The WHO committee also said it would convene a meeting of medical ethicists early next week to discuss using experimental treatments for the disease. The international medical community subscribes to the ancient Hippocratic maxim, “First, do no harm.” The statement from WHO pointed this out, saying that for assessing new medicines, “the gold standard involves a series of trials in humans, starting small to make sure the medicine is safe to use.”

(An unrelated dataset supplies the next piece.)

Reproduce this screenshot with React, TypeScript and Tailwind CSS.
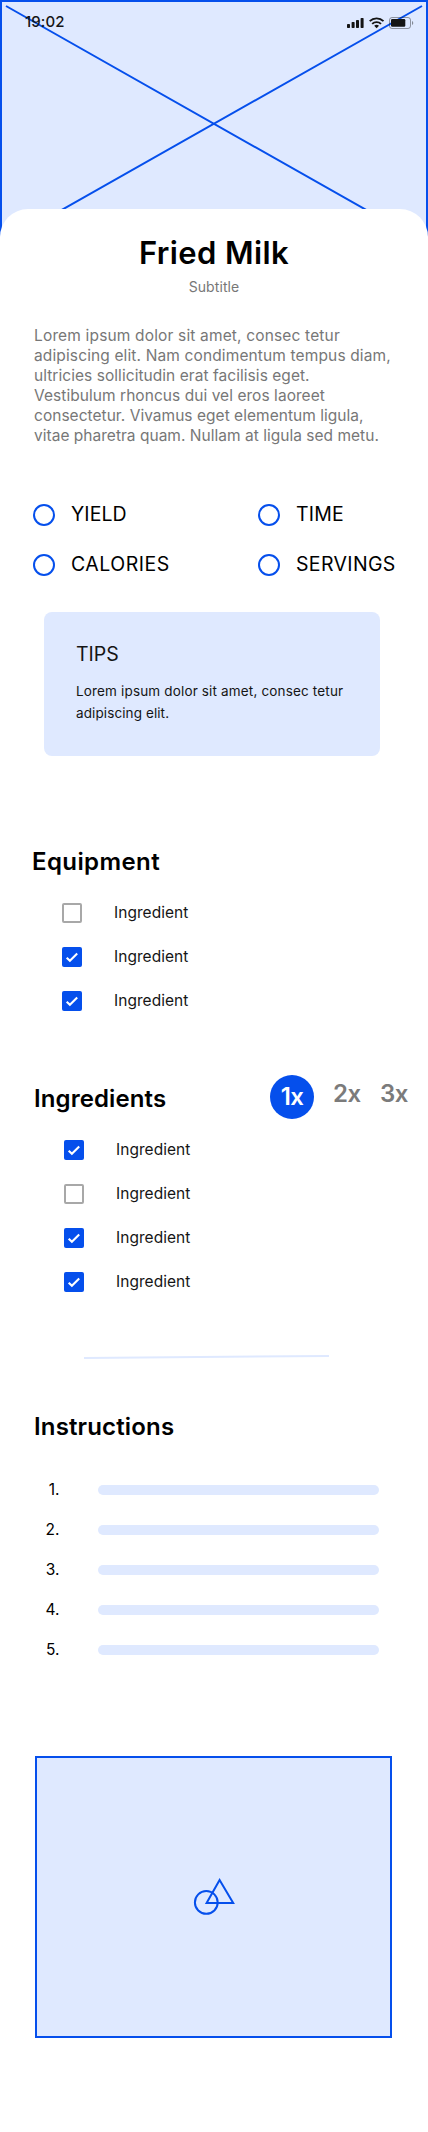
import { clsx } from "clsx";

const paragraph = [
  { text: "Lorem ipsum dolor sit amet, consec tetur", tracking: "tracking-[0.16px]" },
  { text: "adipiscing elit. Nam condimentum tempus diam,", tracking: "tracking-[0.13px]" },
  { text: "ultricies sollicitudin erat facilisis eget.", tracking: "tracking-[0.05px]" },
  { text: "Vestibulum rhoncus dui vel eros laoreet", tracking: "tracking-[0.05px]" },
  { text: "consectetur. Vivamus eget elementum ligula,", tracking: "tracking-[0.03px]" },
  { text: "vitae pharetra quam. Nullam at ligula sed metu.", tracking: "tracking-[0.02px]" },
];

const facts = [
  { label: "YIELD", tracking: "tracking-[0.1px]" },
  { label: "TIME", tracking: "tracking-[0.2px]" },
  { label: "CALORIES", tracking: "tracking-[0.5px]" },
  { label: "SERVINGS", tracking: "tracking-[0.35px]" },
];

function StatusIcons() {
  return (
    <svg width="68" height="14" viewBox="0 0 68 14" fill="none">
      <g fill="#151515">
        <rect x="1" y="8" width="3" height="4" rx="0.7" />
        <rect x="5.6" y="6" width="3" height="6" rx="0.7" />
        <rect x="10" y="4" width="3" height="8" rx="0.7" />
        <rect x="14.6" y="2" width="3" height="10" rx="0.7" />
      </g>
      <g stroke="#151515" strokeWidth="1.9">
        <path d="M23.7 5.1a10 10 0 0 1 13.8 0" />
        <path d="M26.2 7.9a6.4 6.4 0 0 1 8.8 0" />
      </g>
      <path d="M28.2 9.7a3.6 3.6 0 0 1 4.8 0l-2.4 2.5z" fill="#151515" />
      <rect x="43.5" y="1.5" width="21" height="11" rx="2.5" stroke="#151515" strokeOpacity="0.4" />
      <rect x="45" y="3" width="14.3" height="7.7" rx="1.2" fill="#151515" />
      <path d="M66 5v4a2.2 2.2 0 0 0 0-4z" fill="#151515" fillOpacity="0.45" />
    </svg>
  );
}

function Hero() {
  return (
    <header className="relative h-[237px] border-2 border-b-0 border-[#054fec] bg-[#dfe9ff]">
      <svg className="absolute -left-0.5 -top-0.5" width="428" height="237" viewBox="0 0 428 237">
        <path d="M6 6 422 241.5M422 6 6 241.5" stroke="#054fec" strokeWidth="2" />
      </svg>
      <div className="relative flex items-start justify-between pl-[23px] pr-[12px] pt-[11px]">
        <span className="text-[15px] font-medium leading-[18px] tracking-[0.1px] text-[#151515]">19:02</span>
        <div className="pt-[3px]">
          <StatusIcons />
        </div>
      </div>
    </header>
  );
}

function Checkbox({ checked }: { checked: boolean }) {
  if (!checked) return <span className="size-5 rounded-xs border-2 border-[#a8a8a8]" />;
  return (
    <span className="size-5 rounded-xs bg-[#054fec]">
      <svg width="20" height="20" viewBox="0 0 20 20" fill="none">
        <path d="M4.7 10.7 7.9 13.7 15.2 6.6" stroke="#fff" strokeWidth="2.1" />
      </svg>
    </span>
  );
}

function CheckList({ items, className }: { items: boolean[]; className: string }) {
  return (
    <ul className={clsx("flex flex-col gap-6", className)}>
      {items.map((checked, i) => (
        <li key={i} className="flex h-5 gap-8">
          <Checkbox checked={checked} />
          <span className="text-[15.5px] leading-5 tracking-[0.05px] text-[#151515]">Ingredient</span>
        </li>
      ))}
    </ul>
  );
}

const heading = "text-[24px] font-semibold leading-[29px]";

export default function App() {
  return (
    <div className="h-[2132px] w-[428px] overflow-hidden bg-white font-['Inter',sans-serif] text-black">
      <Hero />
      <main className="relative -mt-7 rounded-t-[28px] bg-white pt-6">
        <h1 className="text-center text-[31px] font-semibold leading-10 tracking-[0.4px]">Fried Milk</h1>
        <p className="mt-1 text-center text-sm leading-5 tracking-[0.1px] text-[#777]">Subtitle</p>

        <p className="ml-[34px] mt-[29px] text-[15.5px] leading-5 text-[#777]">
          {paragraph.map((l) => (
            <span key={l.text} className={clsx("block whitespace-nowrap", l.tracking)}>
              {l.text}
            </span>
          ))}
        </p>

        <ul className="ml-[33px] mt-14 grid grid-cols-[225px_1fr] gap-y-[26px]">
          {facts.map((f) => (
            <li key={f.label} className="flex h-6 items-start gap-4">
              <span className="mt-0.5 size-[22px] rounded-full border-2 border-[#054fec]" />
              <span className={clsx("text-[19.5px] leading-6", f.tracking)}>{f.label}</span>
            </li>
          ))}
        </ul>

        <section className="ml-11 mt-9 h-36 w-[336px] rounded-lg bg-[#dfe9ff] pl-8 pt-[30px] text-[#151515]">
          <h2 className="text-[19.5px] leading-6">TIPS</h2>
          <p className="mt-3.5 whitespace-nowrap text-[13.5px] leading-[22px]">
            <span className="block tracking-[0.16px]">Lorem ipsum dolor sit amet, consec tetur</span>
            <span className="block tracking-[0.1px]">adipiscing elit.</span>
          </p>
        </section>

        <section className="mt-[91px]">
          <h2 className={clsx(heading, "ml-8 tracking-[0.4px]")}>Equipment</h2>
          <CheckList items={[false, true, true]} className="ml-[62px] mt-[27px]" />
        </section>

        <section className="mt-16">
          <div className="flex h-11 items-start pl-[34px]">
            <h2 className={clsx(heading, "mt-[9px] w-[236px] tracking-[0.1px]")}>Ingredients</h2>
            <div className="flex">
              <span className={clsx(heading, "size-11 rounded-full bg-[#054fec] pt-[7px] text-center tracking-[-0.7px] text-white")}>
                1x
              </span>
              <span className={clsx(heading, "ml-[19px] mt-1 w-[47px] tracking-[-0.5px] text-[#7b7b7b]")}>2x</span>
              <span className={clsx(heading, "mt-1 tracking-[-0.5px] text-[#7b7b7b]")}>3x</span>
            </div>
          </div>
          <CheckList items={[true, false, true, true]} className="ml-16 mt-[21px]" />
        </section>

        <svg className="ml-[84px] mt-[62px] block" width="245" height="6" viewBox="0 0 245 6">
          <path d="M0 4 245 2" stroke="#dfe9ff" strokeWidth="2" />
        </svg>

        <section className="mt-[52px]">
          <h2 className={clsx(heading, "ml-[34px] tracking-[0.15px]")}>Instructions</h2>
          <ol className="mt-[39px] flex flex-col gap-5">
            {[1, 2, 3, 4, 5].map((n) => (
              <li key={n} className="flex h-5 items-center">
                <span className="w-[59.5px] text-right text-[15.5px] leading-5">{n}.</span>
                <span className="ml-[38.5px] h-2.5 w-[281px] rounded-full bg-[#dfe9ff]" />
              </li>
            ))}
          </ol>
        </section>

        <figure className="ml-[35px] mt-24 h-[282px] w-[357px] border-2 border-[#054fec] bg-[#dfe9ff]">
          <svg width="353" height="278" viewBox="37 1758 353 278" fill="none" stroke="#054fec" strokeWidth="2">
            <circle cx="206.3" cy="1902.4" r="11.4" />
            <path d="M219.6 1880 233.2 1903H206.6Z" />
          </svg>
        </figure>
      </main>
    </div>
  );
}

There is no registered vaccine or medicine against the Ebola virus, but several experimental options are under development. One of these, ZMapp (a combination of three monoclonal antibodies) was used to check the disease in two American Ebola health workers (Kent Brantly, MD, and Nancy Writebol, both of whom worked at a Liberian Ebola treatment center when they got sick). They were later flown from Africa to hospital confinement at Emory University in Atlanta for treatment. This use of an
experimental medicine has raised questions about whether untested drugs not yet shown to be safe in people should be used in this outbreak and, given the limited supplies, who should receive them if they are used.
On Wednesday the
Center for Infectious Disease Research and Policy (CIDRAP; "SID-wrap") reported that the
US Centers for Disease Control and Prevention was boosting the response of its emergency operations center to the highest level. This allows the US to dedicate more staff time to Ebola-related activities and to streamline the deployment of staff, medications, and equipment.
"Our movement to level 1 activation is appropriate, given the significance of this outbreak, the extension to Nigeria, and the potential to affect many lives," CDC spokesman Tom Skinner told CIDRAP News. CDC can move medications, samples, and personnel within two hours in the US and six hours for international missions like this.